* _Request_
Return, unaltered, every line from the beginning of the material below up to and including the one with "import React from".

* _Information supplied_
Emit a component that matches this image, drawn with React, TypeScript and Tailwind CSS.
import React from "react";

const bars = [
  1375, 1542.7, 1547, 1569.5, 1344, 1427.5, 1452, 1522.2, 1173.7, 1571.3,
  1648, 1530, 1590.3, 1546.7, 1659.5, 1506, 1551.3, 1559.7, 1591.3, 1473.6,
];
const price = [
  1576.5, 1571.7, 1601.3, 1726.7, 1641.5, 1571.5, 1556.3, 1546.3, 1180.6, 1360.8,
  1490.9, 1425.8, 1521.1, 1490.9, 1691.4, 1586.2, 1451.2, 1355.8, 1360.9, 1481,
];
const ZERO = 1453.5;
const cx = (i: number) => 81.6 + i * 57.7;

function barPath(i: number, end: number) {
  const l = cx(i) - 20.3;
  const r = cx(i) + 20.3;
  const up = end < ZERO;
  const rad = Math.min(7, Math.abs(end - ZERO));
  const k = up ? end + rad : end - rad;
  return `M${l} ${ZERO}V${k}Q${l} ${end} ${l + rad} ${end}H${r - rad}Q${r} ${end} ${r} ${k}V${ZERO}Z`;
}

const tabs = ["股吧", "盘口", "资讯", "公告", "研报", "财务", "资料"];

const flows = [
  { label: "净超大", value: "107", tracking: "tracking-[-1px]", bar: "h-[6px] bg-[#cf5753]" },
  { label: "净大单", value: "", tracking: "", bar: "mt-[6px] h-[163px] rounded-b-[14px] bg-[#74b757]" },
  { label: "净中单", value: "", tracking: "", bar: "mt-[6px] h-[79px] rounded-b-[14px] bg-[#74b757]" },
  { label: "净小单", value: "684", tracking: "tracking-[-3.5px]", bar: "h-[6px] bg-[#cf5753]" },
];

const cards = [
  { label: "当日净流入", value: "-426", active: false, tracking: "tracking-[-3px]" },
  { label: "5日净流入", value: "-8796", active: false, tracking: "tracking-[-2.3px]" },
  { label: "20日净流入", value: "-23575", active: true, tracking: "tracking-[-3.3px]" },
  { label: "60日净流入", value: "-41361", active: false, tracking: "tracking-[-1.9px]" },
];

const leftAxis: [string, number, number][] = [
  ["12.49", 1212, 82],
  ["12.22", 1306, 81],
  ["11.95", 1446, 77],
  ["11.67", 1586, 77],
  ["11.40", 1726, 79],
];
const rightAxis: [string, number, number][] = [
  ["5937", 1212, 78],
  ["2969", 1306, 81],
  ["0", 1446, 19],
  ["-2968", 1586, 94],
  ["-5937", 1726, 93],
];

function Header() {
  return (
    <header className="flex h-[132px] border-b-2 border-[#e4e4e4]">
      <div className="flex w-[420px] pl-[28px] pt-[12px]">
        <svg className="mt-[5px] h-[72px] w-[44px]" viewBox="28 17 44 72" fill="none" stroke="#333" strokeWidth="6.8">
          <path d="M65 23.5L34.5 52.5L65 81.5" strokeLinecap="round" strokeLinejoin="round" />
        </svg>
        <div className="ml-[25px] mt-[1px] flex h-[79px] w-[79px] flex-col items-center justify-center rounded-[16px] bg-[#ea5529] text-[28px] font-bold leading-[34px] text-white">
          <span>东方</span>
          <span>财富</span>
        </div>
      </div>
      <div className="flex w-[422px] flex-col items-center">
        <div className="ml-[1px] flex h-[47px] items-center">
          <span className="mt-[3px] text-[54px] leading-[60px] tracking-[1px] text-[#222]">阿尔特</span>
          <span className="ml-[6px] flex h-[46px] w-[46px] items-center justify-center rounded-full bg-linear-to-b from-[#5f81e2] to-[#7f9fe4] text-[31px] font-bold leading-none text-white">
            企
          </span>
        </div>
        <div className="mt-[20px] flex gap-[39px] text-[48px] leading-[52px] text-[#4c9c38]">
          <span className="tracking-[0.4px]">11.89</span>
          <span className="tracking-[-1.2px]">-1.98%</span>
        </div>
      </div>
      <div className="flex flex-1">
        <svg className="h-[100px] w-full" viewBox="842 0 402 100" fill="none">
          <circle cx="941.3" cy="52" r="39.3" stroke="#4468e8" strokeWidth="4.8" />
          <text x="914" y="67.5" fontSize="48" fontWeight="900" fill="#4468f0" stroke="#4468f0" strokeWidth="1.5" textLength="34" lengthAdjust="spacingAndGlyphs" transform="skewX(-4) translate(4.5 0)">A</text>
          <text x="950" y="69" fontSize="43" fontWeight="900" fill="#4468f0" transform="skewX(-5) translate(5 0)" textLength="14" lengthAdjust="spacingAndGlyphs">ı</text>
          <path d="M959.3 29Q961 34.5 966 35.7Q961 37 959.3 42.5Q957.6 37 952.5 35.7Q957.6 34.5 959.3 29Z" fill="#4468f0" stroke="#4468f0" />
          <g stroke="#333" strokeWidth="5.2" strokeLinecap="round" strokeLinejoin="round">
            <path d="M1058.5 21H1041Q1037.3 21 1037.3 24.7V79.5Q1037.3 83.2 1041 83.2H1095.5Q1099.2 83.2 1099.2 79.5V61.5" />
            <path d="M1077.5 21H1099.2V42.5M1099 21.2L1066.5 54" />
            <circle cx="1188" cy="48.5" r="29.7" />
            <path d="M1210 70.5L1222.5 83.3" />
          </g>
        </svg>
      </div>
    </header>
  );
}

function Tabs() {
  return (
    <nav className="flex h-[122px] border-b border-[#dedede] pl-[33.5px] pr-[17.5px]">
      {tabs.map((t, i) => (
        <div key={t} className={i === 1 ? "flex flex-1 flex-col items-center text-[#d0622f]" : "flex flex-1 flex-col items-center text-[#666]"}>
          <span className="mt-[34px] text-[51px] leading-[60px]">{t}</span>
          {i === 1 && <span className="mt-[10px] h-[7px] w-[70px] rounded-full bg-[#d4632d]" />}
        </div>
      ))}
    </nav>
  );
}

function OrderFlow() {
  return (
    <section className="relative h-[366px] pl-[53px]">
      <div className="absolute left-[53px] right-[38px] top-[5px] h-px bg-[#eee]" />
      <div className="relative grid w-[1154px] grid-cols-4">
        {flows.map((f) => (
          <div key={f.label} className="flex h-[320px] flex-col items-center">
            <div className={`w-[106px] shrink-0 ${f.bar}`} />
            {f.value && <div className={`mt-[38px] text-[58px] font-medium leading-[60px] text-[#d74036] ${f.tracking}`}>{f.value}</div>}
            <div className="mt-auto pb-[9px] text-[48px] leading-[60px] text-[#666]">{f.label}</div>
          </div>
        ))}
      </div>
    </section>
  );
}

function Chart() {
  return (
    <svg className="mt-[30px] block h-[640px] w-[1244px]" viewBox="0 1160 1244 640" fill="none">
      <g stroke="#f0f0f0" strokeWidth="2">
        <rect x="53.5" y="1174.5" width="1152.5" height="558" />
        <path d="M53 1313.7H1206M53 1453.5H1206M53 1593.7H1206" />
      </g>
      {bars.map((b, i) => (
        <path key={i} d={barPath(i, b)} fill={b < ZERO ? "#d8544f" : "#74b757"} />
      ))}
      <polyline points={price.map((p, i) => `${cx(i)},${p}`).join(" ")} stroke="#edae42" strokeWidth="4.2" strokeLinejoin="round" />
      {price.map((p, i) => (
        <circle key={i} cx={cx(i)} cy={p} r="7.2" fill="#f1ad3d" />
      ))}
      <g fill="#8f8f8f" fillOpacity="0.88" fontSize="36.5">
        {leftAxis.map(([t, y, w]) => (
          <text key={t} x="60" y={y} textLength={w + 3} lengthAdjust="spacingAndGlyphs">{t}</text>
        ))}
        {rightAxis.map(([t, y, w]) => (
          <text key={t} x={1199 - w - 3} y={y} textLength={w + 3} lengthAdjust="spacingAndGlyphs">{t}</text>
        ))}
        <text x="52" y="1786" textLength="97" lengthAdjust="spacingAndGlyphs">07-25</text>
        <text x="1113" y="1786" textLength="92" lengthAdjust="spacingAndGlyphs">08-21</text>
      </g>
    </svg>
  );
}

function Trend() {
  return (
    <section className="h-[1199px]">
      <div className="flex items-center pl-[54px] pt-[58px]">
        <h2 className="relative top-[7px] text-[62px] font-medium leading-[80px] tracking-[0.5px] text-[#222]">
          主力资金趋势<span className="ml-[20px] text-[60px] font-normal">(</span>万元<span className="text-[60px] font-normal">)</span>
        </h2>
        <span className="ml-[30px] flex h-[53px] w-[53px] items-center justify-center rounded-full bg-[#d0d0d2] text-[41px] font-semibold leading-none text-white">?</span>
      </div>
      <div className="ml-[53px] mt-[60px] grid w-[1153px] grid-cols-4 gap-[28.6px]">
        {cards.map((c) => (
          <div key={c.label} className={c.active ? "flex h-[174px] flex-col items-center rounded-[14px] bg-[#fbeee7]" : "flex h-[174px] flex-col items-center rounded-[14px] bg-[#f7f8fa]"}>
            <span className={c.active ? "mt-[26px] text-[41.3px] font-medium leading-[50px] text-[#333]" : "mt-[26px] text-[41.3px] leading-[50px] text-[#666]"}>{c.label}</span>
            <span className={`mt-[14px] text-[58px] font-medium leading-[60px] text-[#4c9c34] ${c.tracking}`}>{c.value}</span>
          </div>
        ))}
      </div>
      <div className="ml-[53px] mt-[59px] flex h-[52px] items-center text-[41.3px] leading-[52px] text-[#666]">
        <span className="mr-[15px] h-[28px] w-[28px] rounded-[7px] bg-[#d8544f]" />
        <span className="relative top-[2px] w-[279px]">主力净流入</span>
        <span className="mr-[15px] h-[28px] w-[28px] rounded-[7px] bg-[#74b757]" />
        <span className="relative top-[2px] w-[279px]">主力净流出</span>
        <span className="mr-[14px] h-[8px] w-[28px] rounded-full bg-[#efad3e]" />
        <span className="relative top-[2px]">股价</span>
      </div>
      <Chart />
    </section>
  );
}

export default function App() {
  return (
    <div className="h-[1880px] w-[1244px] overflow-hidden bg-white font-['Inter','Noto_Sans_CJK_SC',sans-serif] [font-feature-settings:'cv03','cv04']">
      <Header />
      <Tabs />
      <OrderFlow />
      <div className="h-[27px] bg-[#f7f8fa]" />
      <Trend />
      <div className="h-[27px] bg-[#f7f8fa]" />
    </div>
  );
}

* _Reply_
Emit a component that matches this image, drawn with React, TypeScript and Tailwind CSS.
import React from "react";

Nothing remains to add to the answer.